City leaders have expressed anxiety as Charlotte braces for the July 20 trial of Randall Kerrick, a white officer accused of illegally killing Jonathan Ferrell, a former Florida A&M University football player who moved to Charlotte to continue his education and to be closer to his fiancé. The trial is expected to focus the nation’s attention on Charlotte and put CMPD’s training and policies under a microscope.

No-win for CMPD

Putney said the trial would present the department with a “no-win situation,” noting that Kerrick has a sister currently employed as a CMPD officer.

“Very sharp, very strong individual who’s doing a lot of great work,” he said. “She’s as good as they come.

He added: “We have the officer’s family, who’s devastated. We have Jonathan Ferrell’s family, who’s devastated. Regardless of the outcome, we have to deal with the aftermath. ...Organizationally, we can’t win.”

Putney encouraged the church’s male members, who were preparing for a special Father’s Day service, to get involved in preserving peace.

“This summer, we will have a lot of people who will probably descend on the city, a lot of people from outside,” he said. “…What we’ve seen is that, when we have strong black men who come out and make a stand against violence and criminal behavior…especially with the young people…they seem to listen to you more so than they would for me. They just do. You have a lot of credibility, a lot of respect because you come from the community.”

A 'legitimate movement'

Putney said the growing outcry for police reforms nationwide has become a “legitimate movement.”

“Officers have made mistakes,” he said. “Whether it’s been intentional or not, people are tired of it. I’m tired of it. Everybody in this room is tired of it.”

Putney said, “the vast majority” of the nation’s police officers “do great work, incredible work, heroic work.”

“But there are a few who, I think, hide behind the badge,” he said, tapping his CMPD shield. “This is the symbol of their manhood.”

Putney praised Monroe and his commitment to community engagement.

“He’s a legend,” Putney said. “…I was blessed to have him as a mentor, and I’m blessed to have him as a friend. He did so many things that I have a passion for, that I can just attach myself to and kind of ride that wave.”

A different approach

When asked how he might differ from Monroe in his leadership of CMPD, Putney said the differences would be “nuances.”

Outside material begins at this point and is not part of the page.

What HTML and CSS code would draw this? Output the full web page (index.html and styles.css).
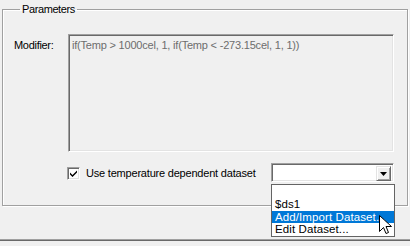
FILE: index.html
```html
<!DOCTYPE html>
<html>
<head>
<meta charset="utf-8">
<link rel="stylesheet" href="styles.css">
</head>
<body>
<div class="page">
  <fieldset class="group">
    <legend class="group-title">Parameters</legend>
    <div class="row-modifier">
      <span class="label">Modifier:</span>
      <div class="textbox">if(Temp &gt; 1000cel, 1, if(Temp &lt; -273.15cel, 1, 1))</div>
    </div>
    <div class="row-dataset">
      <span class="checkbox">
        <svg width="9" height="9" viewBox="0 0 9 9"><path d="M1 3.5 L3.5 6 L8 1.5 L8 3.5 L3.5 8 L1 5.5 Z" fill="#000"/></svg>
      </span>
      <span class="check-label">Use temperature dependent dataset</span>
      <div class="combo">
        <span class="combo-field"></span>
        <span class="combo-btn">
          <svg width="7" height="4" viewBox="0 0 7 4"><path d="M0 0 H7 L3.5 4 Z" fill="#000"/></svg>
        </span>
        <ul class="combo-list">
          <li class="item"></li>
          <li class="item">$ds1</li>
          <li class="item selected">Add/Import Dataset...</li>
          <li class="item">Edit Dataset...</li>
        </ul>
      </div>
    </div>
  </fieldset>
  <div class="bottom-edge"></div>
</div>
<svg class="cursor" width="13" height="21" viewBox="0 0 13 21">
  <path d="M0.5 0.5 V16.5 L4.5 12.5 L7 18.5 L9.5 17.5 L7 11.5 H12.5 Z" fill="#fff" stroke="#000" stroke-width="1" stroke-linejoin="miter"/>
</svg>
</body>
</html>
```
FILE: styles.css
```css
html, body {
  margin: 0;
  padding: 0;
}
body {
  width: 410px;
  height: 246px;
  overflow: hidden;
  background: #f0f0f0;
  font-family: "Liberation Sans", Arial, sans-serif;
  font-size: 11px;
  color: #000;
  position: relative;
}
.page {
  padding: 3px 0 0 2px;
}
.group {
  margin: 0;
  padding: 0 0 23px 11px;
  width: 393px;
  border: 1px solid #a0a0a0;
  box-shadow: 1px 1px 0 #fff, inset 1px 1px 0 #fff;
  min-width: 0;
}
.group-title {
  margin-left: 6px;
  padding: 0 2px;
  line-height: 13px;
  height: 13px;
  letter-spacing: -0.4px;
}
.row-modifier {
  display: flex;
  margin-top: 18px;
}
.label {
  width: 54px;
  padding-top: 5px;
  letter-spacing: -0.3px;
}
.textbox {
  box-sizing: border-box;
  width: 326px;
  height: 118px;
  border-top: 1px solid #a0a0a0;
  border-left: 1px solid #a0a0a0;
  border-right: 1px solid #fff;
  border-bottom: 1px solid #fff;
  box-shadow: inset 1px 1px 0 #696969, inset -1px -1px 0 #e3e3e3;
  padding: 4px 0 0 3px;
  color: #6d6d6d;
  letter-spacing: -0.2px;
  white-space: nowrap;
}
.row-dataset {
  display: flex;
  align-items: center;
  margin-top: 11px;
  padding-left: 53px;
}
.checkbox {
  box-sizing: border-box;
  width: 13px;
  height: 13px;
  background: #fff;
  border-top: 1px solid #a0a0a0;
  border-left: 1px solid #a0a0a0;
  border-right: 1px solid #fff;
  border-bottom: 1px solid #fff;
  box-shadow: inset 1px 1px 0 #696969, inset -1px -1px 0 #e3e3e3;
  display: flex;
  align-items: center;
  justify-content: center;
  margin-top: 2px;
}
.check-label {
  margin-left: 6px;
  width: 185px;
  letter-spacing: -0.2px;
}
.combo {
  position: relative;
  box-sizing: border-box;
  width: 123px;
  height: 19px;
  background: #fff;
  border-top: 1px solid #a0a0a0;
  border-left: 1px solid #a0a0a0;
  border-right: 1px solid #fff;
  border-bottom: 1px solid #fff;
  box-shadow: inset 1px 1px 0 #696969, inset -1px -1px 0 #e3e3e3;
  display: flex;
  justify-content: flex-end;
  padding: 2px;
}
.combo-field {
  flex: 1;
}
.combo-btn {
  box-sizing: border-box;
  width: 15px;
  height: 15px;
  background: #f0f0f0;
  border-top: 1px solid #e3e3e3;
  border-left: 1px solid #e3e3e3;
  border-right: 1px solid #696969;
  border-bottom: 1px solid #696969;
  box-shadow: inset 1px 1px 0 #fff, inset -1px -1px 0 #a0a0a0;
  display: flex;
  align-items: center;
  justify-content: center;
}
.combo-list {
  position: absolute;
  left: -1px;
  top: 20px;
  box-sizing: border-box;
  width: 124px;
  margin: 0;
  padding: 0;
  list-style: none;
  background: #fff;
  border: 1px solid #646464;
  font-size: 11.5px;
}
.item {
  height: 13px;
  line-height: 13px;
  padding-left: 3px;
  white-space: nowrap;
  letter-spacing: 0.1px;
}
.item.selected {
  background: #0078d7;
  color: #fff;
  height: 12px;
  line-height: 12px;
}
.bottom-edge {
  margin: 33px 0 0 -2px;
  height: 0;
  border-top: 1px solid #a0a0a0;
  border-bottom: 1px solid #696969;
}
.cursor {
  position: absolute;
  left: 379px;
  top: 215px;
}
```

Under Monroe, he said, “We were constantly fighting crime and measuring ourselves against last year’s numbers... I want to go back to the community policing basis of making sure communities have an opportunity to set priorities, too. We can always fight crime. But there are some quality-of-life issues that we must emphasize as priorities as well.”

Putney said working to better address the problems of vacant homes and vagrancy are two such issues he may seek to address.

He also said that, whereas Monroe was expert at building CMPD from “top to bottom, …I want to kind of reverse some of that. I want to make sure our officers are getting the leadership training…and then build that leadership from the bottom up.”